Mr Orban, it is fair to say, is more Thomas Cromwell than he is Thomas More.

But the European Union’s dispute with Hungary should raise questions for the left, as well as the right. If there’s one thing we all agree on these days, after all, it is that Imperialism is deeply wrong. The British Empire was evil, as was that of the Belgians, and the Germans, and the French. Why? Because those Empires suppressed local customs and languages and cultures and practices in favour of the idea that their own civilisation was inherently superior.

Is this not also the idea of the European Union, as expressed in its conflict with Hungary?
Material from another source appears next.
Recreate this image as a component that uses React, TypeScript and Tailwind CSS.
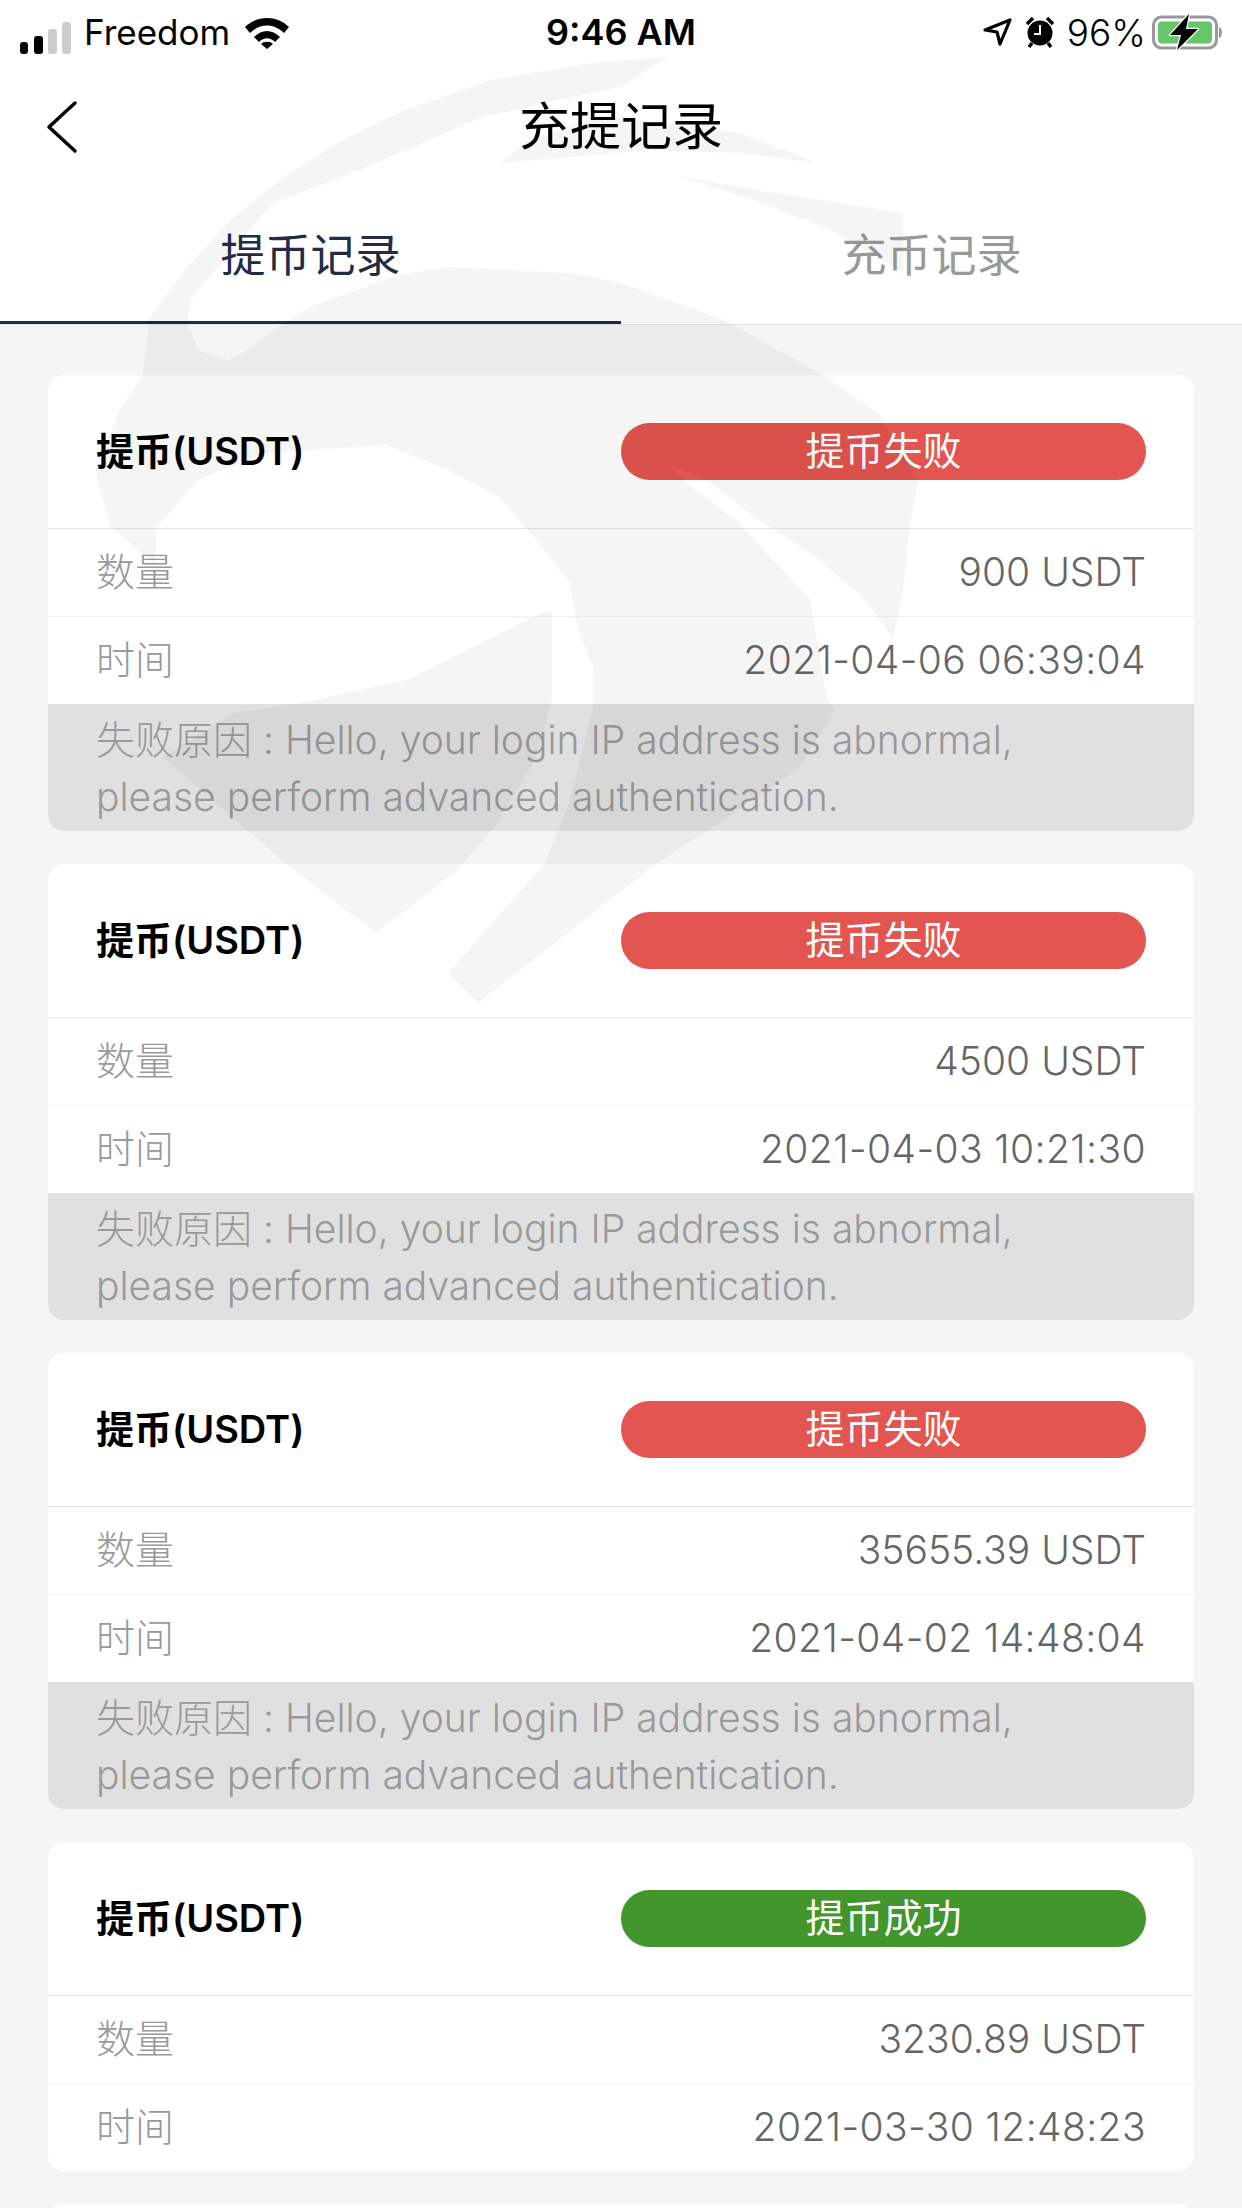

Much of what gets done in Brussels these days is effectively cultural imperialism. It is the expressed view of the European Parliament, after all, on timeless occasions, that there is only one accepted EU position on just about every cultural controversy one might think of. There is one acceptable immigration policy. There is one acceptable foreign policy. The EU is much more of an Empire, these days, than the British Commonwealth is. And when it comes to Hungary, it is deploying all the financial power at its command to ensure that the Hungarians get back in line with “European values”.

As I type this, I already hear in my ear my good friend and ardent Europhile, Jason O’Mahony, saying that “if they don’t like it, they can always follow the British out the door”. To which the correct response is, I think, “be careful what you wish for”.

The idea of an ever-growing European cultural imperium is entirely threatened by Brussels itself. And there is danger in the fact that Brussels is becoming ever more dogmatic in support of a progressive ideological settlement at the precise time that consent for that settlement is waning right across the continent. If Brussels makes sharing the values of Brussels a precondition for continued membership of the club, then, like every Empire that did so before it, it will find itself slowly shrinking.

Because Orban, much to the consternation of his critics, is much more popular in Hungary than Brussels is, just about anywhere. Even if, perhaps, he should not be.